— What you will do —
Word for word, transcribe the lines below and drop the pictures.

--- Begin ---

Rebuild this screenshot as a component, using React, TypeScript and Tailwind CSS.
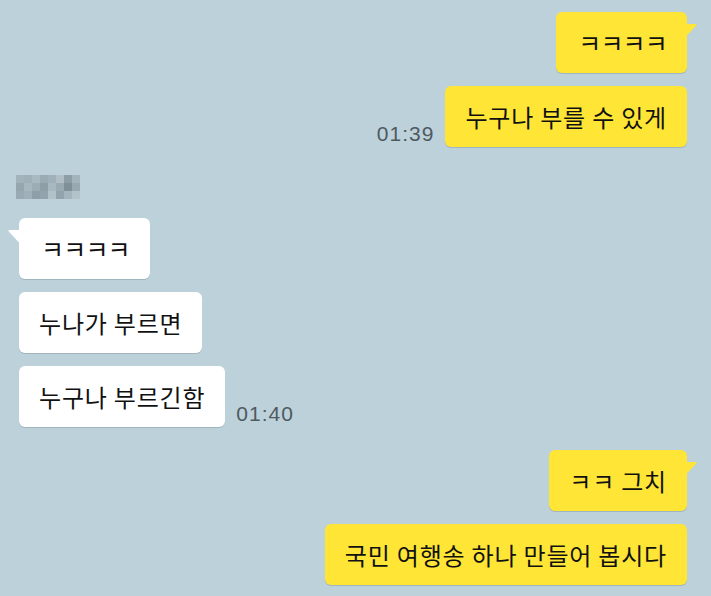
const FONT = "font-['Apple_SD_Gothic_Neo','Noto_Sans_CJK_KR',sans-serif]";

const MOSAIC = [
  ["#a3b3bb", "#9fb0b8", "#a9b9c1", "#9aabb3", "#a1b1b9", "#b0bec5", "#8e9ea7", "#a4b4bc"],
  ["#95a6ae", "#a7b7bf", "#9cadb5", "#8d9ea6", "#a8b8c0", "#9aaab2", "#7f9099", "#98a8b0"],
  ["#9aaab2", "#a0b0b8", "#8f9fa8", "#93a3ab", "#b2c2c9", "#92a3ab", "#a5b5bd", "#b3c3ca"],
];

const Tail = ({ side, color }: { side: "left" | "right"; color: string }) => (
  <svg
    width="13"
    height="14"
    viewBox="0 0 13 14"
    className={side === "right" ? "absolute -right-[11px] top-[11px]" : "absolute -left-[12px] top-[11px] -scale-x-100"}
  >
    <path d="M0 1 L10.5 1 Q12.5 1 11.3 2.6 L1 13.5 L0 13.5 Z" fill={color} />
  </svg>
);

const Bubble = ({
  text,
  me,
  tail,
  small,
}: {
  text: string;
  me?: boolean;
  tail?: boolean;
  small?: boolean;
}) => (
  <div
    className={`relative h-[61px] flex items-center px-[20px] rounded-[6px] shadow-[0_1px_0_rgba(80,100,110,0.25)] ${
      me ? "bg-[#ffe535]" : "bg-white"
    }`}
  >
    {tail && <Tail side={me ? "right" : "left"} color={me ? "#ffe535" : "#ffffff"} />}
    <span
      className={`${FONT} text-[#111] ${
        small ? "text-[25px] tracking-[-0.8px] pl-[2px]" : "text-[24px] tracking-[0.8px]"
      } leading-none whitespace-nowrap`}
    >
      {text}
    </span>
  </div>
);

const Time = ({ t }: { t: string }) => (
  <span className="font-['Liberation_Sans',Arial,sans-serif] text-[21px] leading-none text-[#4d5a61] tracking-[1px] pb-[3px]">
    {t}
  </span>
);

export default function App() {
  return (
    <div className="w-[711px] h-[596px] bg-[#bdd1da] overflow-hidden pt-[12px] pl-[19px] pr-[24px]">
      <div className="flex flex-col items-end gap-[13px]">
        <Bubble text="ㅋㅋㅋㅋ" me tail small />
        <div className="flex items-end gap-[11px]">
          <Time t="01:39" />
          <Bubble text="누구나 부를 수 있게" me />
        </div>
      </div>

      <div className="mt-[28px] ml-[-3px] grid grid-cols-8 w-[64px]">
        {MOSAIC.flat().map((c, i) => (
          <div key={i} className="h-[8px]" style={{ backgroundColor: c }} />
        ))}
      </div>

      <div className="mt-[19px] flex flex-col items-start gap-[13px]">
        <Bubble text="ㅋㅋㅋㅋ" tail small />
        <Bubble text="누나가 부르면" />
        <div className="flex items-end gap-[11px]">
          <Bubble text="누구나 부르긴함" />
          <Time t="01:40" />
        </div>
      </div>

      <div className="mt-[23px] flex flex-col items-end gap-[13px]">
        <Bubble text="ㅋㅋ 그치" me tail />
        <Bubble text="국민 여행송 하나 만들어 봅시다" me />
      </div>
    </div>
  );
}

--- End ---

— Solution to the problem —
Rebuild this screenshot as a component, using React, TypeScript and Tailwind CSS.
const FONT = "font-['Apple_SD_Gothic_Neo','Noto_Sans_CJK_KR',sans-serif]";

const MOSAIC = [
  ["#a3b3bb", "#9fb0b8", "#a9b9c1", "#9aabb3", "#a1b1b9", "#b0bec5", "#8e9ea7", "#a4b4bc"],
  ["#95a6ae", "#a7b7bf", "#9cadb5", "#8d9ea6", "#a8b8c0", "#9aaab2", "#7f9099", "#98a8b0"],
  ["#9aaab2", "#a0b0b8", "#8f9fa8", "#93a3ab", "#b2c2c9", "#92a3ab", "#a5b5bd", "#b3c3ca"],
];

const Tail = ({ side, color }: { side: "left" | "right"; color: string }) => (
  <svg
    width="13"
    height="14"
    viewBox="0 0 13 14"
    className={side === "right" ? "absolute -right-[11px] top-[11px]" : "absolute -left-[12px] top-[11px] -scale-x-100"}
  >
    <path d="M0 1 L10.5 1 Q12.5 1 11.3 2.6 L1 13.5 L0 13.5 Z" fill={color} />
  </svg>
);

const Bubble = ({
  text,
  me,
  tail,
  small,
}: {
  text: string;
  me?: boolean;
  tail?: boolean;
  small?: boolean;
}) => (
  <div
    className={`relative h-[61px] flex items-center px-[20px] rounded-[6px] shadow-[0_1px_0_rgba(80,100,110,0.25)] ${
      me ? "bg-[#ffe535]" : "bg-white"
    }`}
  >
    {tail && <Tail side={me ? "right" : "left"} color={me ? "#ffe535" : "#ffffff"} />}
    <span
      className={`${FONT} text-[#111] ${
        small ? "text-[25px] tracking-[-0.8px] pl-[2px]" : "text-[24px] tracking-[0.8px]"
      } leading-none whitespace-nowrap`}
    >
      {text}
    </span>
  </div>
);

const Time = ({ t }: { t: string }) => (
  <span className="font-['Liberation_Sans',Arial,sans-serif] text-[21px] leading-none text-[#4d5a61] tracking-[1px] pb-[3px]">
    {t}
  </span>
);

export default function App() {
  return (
    <div className="w-[711px] h-[596px] bg-[#bdd1da] overflow-hidden pt-[12px] pl-[19px] pr-[24px]">
      <div className="flex flex-col items-end gap-[13px]">
        <Bubble text="ㅋㅋㅋㅋ" me tail small />
        <div className="flex items-end gap-[11px]">
          <Time t="01:39" />
          <Bubble text="누구나 부를 수 있게" me />
        </div>
      </div>

      <div className="mt-[28px] ml-[-3px] grid grid-cols-8 w-[64px]">
        {MOSAIC.flat().map((c, i) => (
          <div key={i} className="h-[8px]" style={{ backgroundColor: c }} />
        ))}
      </div>

      <div className="mt-[19px] flex flex-col items-start gap-[13px]">
        <Bubble text="ㅋㅋㅋㅋ" tail small />
        <Bubble text="누나가 부르면" />
        <div className="flex items-end gap-[11px]">
          <Bubble text="누구나 부르긴함" />
          <Time t="01:40" />
        </div>
      </div>

      <div className="mt-[23px] flex flex-col items-end gap-[13px]">
        <Bubble text="ㅋㅋ 그치" me tail />
        <Bubble text="국민 여행송 하나 만들어 봅시다" me />
      </div>
    </div>
  );
}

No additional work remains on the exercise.